Under the EU ETS carriers will purchase a capped number of permits, known as EU Allowances (EUAs) at auction that allow discharge of a specified quantity of greenhouse gas emissions (GHGs) over a set time period.
ETS is a ‘cap and trade’ scheme where a limit (the cap) is placed on the amount to emit specified pollutants and obliges individual shipping lines to hold an allowance for each tonne of CO2 or other carbon equivalent gases they emit.
The cap reduces annually over four years to lower emissions and if a company exceeds its allowance, it may be penalised with a heavy fine.
There will be no set price list for these emission allowances – instead, the price will be defined by supply and demand on the market.
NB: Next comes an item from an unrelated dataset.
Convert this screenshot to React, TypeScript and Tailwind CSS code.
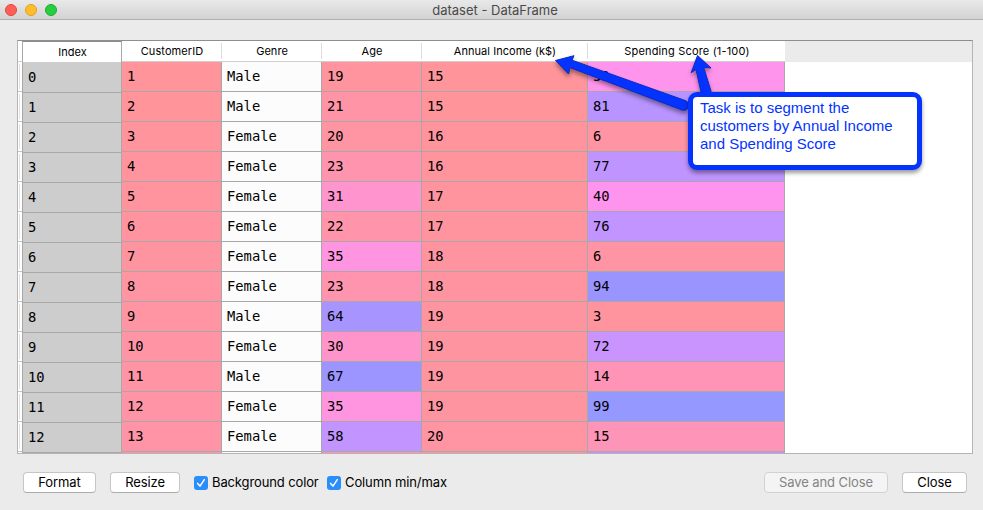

Taking into account the ETS phase-in period covering 40% of emissions in 2024, 70% in 2025 and 100% in 2026, the shipping industry could be liable for €3.1bn in 2024, €5.7bn in 2025 and €8.4bn in 2026. With container shipping potentially accounting for 30% of overall emissions.
Unlike the standard bunker adjustment factor (BAF) which is adjusted quarterly, based on publicly available fuel prices, that will not be possible with ETS, because the cost is only known post-fact and hence the lines will have to make upfront assumptions.
Maersk and Hapag-Lloyd recently shared their ETS surcharge indications, at €70 and €24 per 40’ but there is no transparency on how these numbers are arrived at and the way legislators have defined ETS makes transparency an almost impossible task.
The EU-ETS high-level surcharge tariff assumption and calculation logic shared by another carrier underlines just how opaque the new surcharge will be with their caveat:
“This is just an estimation of the surcharge tariff with current information, therefore, this will not guarantee the future surcharge tariff or its calculation logic. The actual surcharge tariff will be announced separately before the actual implementation. “
And getting alignment, with carriers agreeing on a common standard for the ETS surcharge, would constitute illegal collusion under EU competition law, so no help there.
This is a complex and evolving issue, which we will continue to monitor, sharing important developments, because the ETS surcharge, including its methodologies are subject to change.
The cost of ETS compliance for the lines will be significant and will keep increasing with the phased implementation.